Written task:
Copy the data that follows exactly. Include no pictures.

Supplied information:
* * * * *

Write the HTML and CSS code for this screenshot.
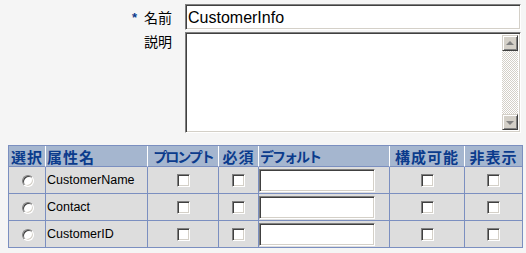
FILE: index.html
```html
<!DOCTYPE html>
<html lang="ja">
<head>
    <meta charset="UTF-8">
    <title>CustomerInfo</title>
    <link rel="stylesheet" href="styles.css">
</head>
<body>
    <div class="fields">
        <label class="field-label" for="name"><span class="req">*</span>名前</label>
        <input class="name-input" id="name" type="text" value="CustomerInfo">
        <label class="field-label top" for="desc">説明</label>
        <div class="memo">
            <textarea id="desc"></textarea>
            <div class="vscroll">
                <span class="sbtn up"></span>
                <span class="strack"></span>
                <span class="sbtn down"></span>
            </div>
        </div>
    </div>

    <table class="attrs">
        <colgroup>
            <col class="c-sel">
            <col class="c-name">
            <col class="c-prompt">
            <col class="c-req">
            <col class="c-def">
            <col class="c-conf">
            <col class="c-hide">
        </colgroup>
        <thead>
            <tr>
                <th>選択</th>
                <th class="left">属性名</th>
                <th class="kana">プロンプト</th>
                <th>必須</th>
                <th class="left kana">デフォルト</th>
                <th>構成可能</th>
                <th>非表示</th>
            </tr>
        </thead>
        <tbody>
            <tr>
                <td class="mid"><input class="rb" type="radio" name="sel"></td>
                <td>CustomerName</td>
                <td class="mid"><input class="cb" type="checkbox"></td>
                <td class="mid"><input class="cb" type="checkbox"></td>
                <td class="field"><input class="def" type="text"></td>
                <td class="mid"><input class="cb" type="checkbox"></td>
                <td class="mid"><input class="cb" type="checkbox"></td>
            </tr>
            <tr>
                <td class="mid"><input class="rb" type="radio" name="sel"></td>
                <td>Contact</td>
                <td class="mid"><input class="cb" type="checkbox"></td>
                <td class="mid"><input class="cb" type="checkbox"></td>
                <td class="field"><input class="def" type="text"></td>
                <td class="mid"><input class="cb" type="checkbox"></td>
                <td class="mid"><input class="cb" type="checkbox"></td>
            </tr>
            <tr>
                <td class="mid"><input class="rb" type="radio" name="sel"></td>
                <td>CustomerID</td>
                <td class="mid"><input class="cb" type="checkbox"></td>
                <td class="mid"><input class="cb" type="checkbox"></td>
                <td class="field"><input class="def" type="text"></td>
                <td class="mid"><input class="cb" type="checkbox"></td>
                <td class="mid"><input class="cb" type="checkbox"></td>
            </tr>
        </tbody>
    </table>
</body>
</html>
```

FILE: styles.css
```css
*{
    box-sizing: border-box;
}
body{
    margin: 0;
    background: #f5f5f5;
    font-family: "Liberation Sans", "Noto Sans CJK JP", sans-serif;
    color: #000;
}

/* top form */
.fields{
    display: grid;
    grid-template-columns: 185px 336px;
    row-gap: 2px;
    padding-top: 4px;
}
.field-label{
    justify-self: end;
    align-self: center;
    padding-right: 13px;
    font: 14px/16px "Noto Sans CJK JP", sans-serif;
}
.field-label.top{
    align-self: start;
    padding-top: 1px;
}
.req{
    color: #0b3b8c;
    font: bold 13px "Liberation Sans", sans-serif;
    margin-right: 7px;
    vertical-align: 1px;
}
.name-input,
.memo,
.def{
    border: 1px solid;
    border-color: #808080 #fff #fff #808080;
    box-shadow: inset 1px 1px #404040, inset -1px -1px #d4d0c8;
    background: #fff;
}
.name-input{
    height: 26px;
    width: 336px;
    padding: 1px 2px 0;
    font: 16px "Liberation Sans", sans-serif;
    outline: none;
}
.memo{
    height: 101px;
    display: flex;
    padding: 2px;
}
.memo textarea{
    flex: 1;
    border: none;
    resize: none;
    outline: none;
    background: #fff;
}
.vscroll{
    width: 16px;
    display: flex;
    flex-direction: column;
}
.strack{
    flex: 1;
    background: repeating-conic-gradient(#d4d0c8 0 25%, #fff 0 50%) 0 0 / 2px 2px;
}
.sbtn{
    height: 16px;
    background: #d4d0c8;
    border: 1px solid;
    border-color: #d4d0c8 #404040 #404040 #d4d0c8;
    box-shadow: inset 1px 1px #fff, inset -1px -1px #808080;
    display: flex;
    justify-content: center;
    align-items: center;
}
.sbtn::after{
    content: "";
    border-left: 4px solid transparent;
    border-right: 4px solid transparent;
}
.sbtn.up::after{
    border-bottom: 4px solid #808080;
    margin-top: -1px;
}
.sbtn.down::after{
    border-top: 4px solid #808080;
    margin-top: 1px;
}

/* attribute table */
.attrs{
    margin: 12px 0 0 8px;
    border-collapse: separate;
    border-spacing: 0;
    table-layout: fixed;
    width: 514px;
    border-left: 1px solid #7b8fc0;
    border-top: 1px solid #7b8fc0;
}
.c-sel{ width: 37px; }
.c-name{ width: 102px; }
.c-prompt{ width: 71px; }
.c-req{ width: 40px; }
.c-def{ width: 131px; }
.c-conf{ width: 75px; }
.c-hide{ width: 58px; }

th{
    height: 21px;
    padding: 0 1px;
    background: #a5b6cf;
    color: #0b3b8c;
    font: bold 15px/19px "Noto Sans CJK JP", sans-serif;
    letter-spacing: 1px;
    white-space: nowrap;
    text-align: center;
    border-right: 1px solid #fff;
    border-bottom: 1px solid #7b8fc0;
}
th:last-child{
    border-right-color: #7b8fc0;
}
th.left{
    text-align: left;
}
th.kana{
    font-size: 14px;
    letter-spacing: -2px;
}
td{
    height: 27px;
    padding: 0 1px;
    background: #dddddd;
    font-size: 12.5px;
    border-right: 1px solid #7b8fc0;
    border-bottom: 1px solid #7b8fc0;
    vertical-align: middle;
}
td.mid{
    text-align: center;
}
td.field{
    padding: 0;
}
.def{
    display: block;
    width: 116px;
    height: 23px;
    margin-top: 1px;
    outline: none;
}
.cb,
.rb{
    appearance: none;
    margin: 0;
    vertical-align: middle;
    background: #fff;
}
.cb{
    width: 13px;
    height: 13px;
    border: 1px solid;
    border-color: #808080 #fff #fff #808080;
    box-shadow: inset 1px 1px #404040, inset -1px -1px #d4d0c8;
}
.rb{
    width: 12px;
    height: 12px;
    border-radius: 50%;
    border: 1px solid;
    border-color: #808080 #fff #fff #808080;
    box-shadow: inset 1px 1px #404040, inset -1px -1px #d4d0c8;
    margin-left: 1px;
}
```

* * * * *

Complete response:
Write the HTML and CSS code for this screenshot.
FILE: index.html
```html
<!DOCTYPE html>
<html lang="ja">
<head>
    <meta charset="UTF-8">
    <title>CustomerInfo</title>
    <link rel="stylesheet" href="styles.css">
</head>
<body>
    <div class="fields">
        <label class="field-label" for="name"><span class="req">*</span>名前</label>
        <input class="name-input" id="name" type="text" value="CustomerInfo">
        <label class="field-label top" for="desc">説明</label>
        <div class="memo">
            <textarea id="desc"></textarea>
            <div class="vscroll">
                <span class="sbtn up"></span>
                <span class="strack"></span>
                <span class="sbtn down"></span>
            </div>
        </div>
    </div>

    <table class="attrs">
        <colgroup>
            <col class="c-sel">
            <col class="c-name">
            <col class="c-prompt">
            <col class="c-req">
            <col class="c-def">
            <col class="c-conf">
            <col class="c-hide">
        </colgroup>
        <thead>
            <tr>
                <th>選択</th>
                <th class="left">属性名</th>
                <th class="kana">プロンプト</th>
                <th>必須</th>
                <th class="left kana">デフォルト</th>
                <th>構成可能</th>
                <th>非表示</th>
            </tr>
        </thead>
        <tbody>
            <tr>
                <td class="mid"><input class="rb" type="radio" name="sel"></td>
                <td>CustomerName</td>
                <td class="mid"><input class="cb" type="checkbox"></td>
                <td class="mid"><input class="cb" type="checkbox"></td>
                <td class="field"><input class="def" type="text"></td>
                <td class="mid"><input class="cb" type="checkbox"></td>
                <td class="mid"><input class="cb" type="checkbox"></td>
            </tr>
            <tr>
                <td class="mid"><input class="rb" type="radio" name="sel"></td>
                <td>Contact</td>
                <td class="mid"><input class="cb" type="checkbox"></td>
                <td class="mid"><input class="cb" type="checkbox"></td>
                <td class="field"><input class="def" type="text"></td>
                <td class="mid"><input class="cb" type="checkbox"></td>
                <td class="mid"><input class="cb" type="checkbox"></td>
            </tr>
            <tr>
                <td class="mid"><input class="rb" type="radio" name="sel"></td>
                <td>CustomerID</td>
                <td class="mid"><input class="cb" type="checkbox"></td>
                <td class="mid"><input class="cb" type="checkbox"></td>
                <td class="field"><input class="def" type="text"></td>
                <td class="mid"><input class="cb" type="checkbox"></td>
                <td class="mid"><input class="cb" type="checkbox"></td>
            </tr>
        </tbody>
    </table>
</body>
</html>
```

FILE: styles.css
```css
*{
    box-sizing: border-box;
}
body{
    margin: 0;
    background: #f5f5f5;
    font-family: "Liberation Sans", "Noto Sans CJK JP", sans-serif;
    color: #000;
}

/* top form */
.fields{
    display: grid;
    grid-template-columns: 185px 336px;
    row-gap: 2px;
    padding-top: 4px;
}
.field-label{
    justify-self: end;
    align-self: center;
    padding-right: 13px;
    font: 14px/16px "Noto Sans CJK JP", sans-serif;
}
.field-label.top{
    align-self: start;
    padding-top: 1px;
}
.req{
    color: #0b3b8c;
    font: bold 13px "Liberation Sans", sans-serif;
    margin-right: 7px;
    vertical-align: 1px;
}
.name-input,
.memo,
.def{
    border: 1px solid;
    border-color: #808080 #fff #fff #808080;
    box-shadow: inset 1px 1px #404040, inset -1px -1px #d4d0c8;
    background: #fff;
}
.name-input{
    height: 26px;
    width: 336px;
    padding: 1px 2px 0;
    font: 16px "Liberation Sans", sans-serif;
    outline: none;
}
.memo{
    height: 101px;
    display: flex;
    padding: 2px;
}
.memo textarea{
    flex: 1;
    border: none;
    resize: none;
    outline: none;
    background: #fff;
}
.vscroll{
    width: 16px;
    display: flex;
    flex-direction: column;
}
.strack{
    flex: 1;
    background: repeating-conic-gradient(#d4d0c8 0 25%, #fff 0 50%) 0 0 / 2px 2px;
}
.sbtn{
    height: 16px;
    background: #d4d0c8;
    border: 1px solid;
    border-color: #d4d0c8 #404040 #404040 #d4d0c8;
    box-shadow: inset 1px 1px #fff, inset -1px -1px #808080;
    display: flex;
    justify-content: center;
    align-items: center;
}
.sbtn::after{
    content: "";
    border-left: 4px solid transparent;
    border-right: 4px solid transparent;
}
.sbtn.up::after{
    border-bottom: 4px solid #808080;
    margin-top: -1px;
}
.sbtn.down::after{
    border-top: 4px solid #808080;
    margin-top: 1px;
}

/* attribute table */
.attrs{
    margin: 12px 0 0 8px;
    border-collapse: separate;
    border-spacing: 0;
    table-layout: fixed;
    width: 514px;
    border-left: 1px solid #7b8fc0;
    border-top: 1px solid #7b8fc0;
}
.c-sel{ width: 37px; }
.c-name{ width: 102px; }
.c-prompt{ width: 71px; }
.c-req{ width: 40px; }
.c-def{ width: 131px; }
.c-conf{ width: 75px; }
.c-hide{ width: 58px; }

th{
    height: 21px;
    padding: 0 1px;
    background: #a5b6cf;
    color: #0b3b8c;
    font: bold 15px/19px "Noto Sans CJK JP", sans-serif;
    letter-spacing: 1px;
    white-space: nowrap;
    text-align: center;
    border-right: 1px solid #fff;
    border-bottom: 1px solid #7b8fc0;
}
th:last-child{
    border-right-color: #7b8fc0;
}
th.left{
    text-align: left;
}
th.kana{
    font-size: 14px;
    letter-spacing: -2px;
}
td{
    height: 27px;
    padding: 0 1px;
    background: #dddddd;
    font-size: 12.5px;
    border-right: 1px solid #7b8fc0;
    border-bottom: 1px solid #7b8fc0;
    vertical-align: middle;
}
td.mid{
    text-align: center;
}
td.field{
    padding: 0;
}
.def{
    display: block;
    width: 116px;
    height: 23px;
    margin-top: 1px;
    outline: none;
}
.cb,
.rb{
    appearance: none;
    margin: 0;
    vertical-align: middle;
    background: #fff;
}
.cb{
    width: 13px;
    height: 13px;
    border: 1px solid;
    border-color: #808080 #fff #fff #808080;
    box-shadow: inset 1px 1px #404040, inset -1px -1px #d4d0c8;
}
.rb{
    width: 12px;
    height: 12px;
    border-radius: 50%;
    border: 1px solid;
    border-color: #808080 #fff #fff #808080;
    box-shadow: inset 1px 1px #404040, inset -1px -1px #d4d0c8;
    margin-left: 1px;
}
```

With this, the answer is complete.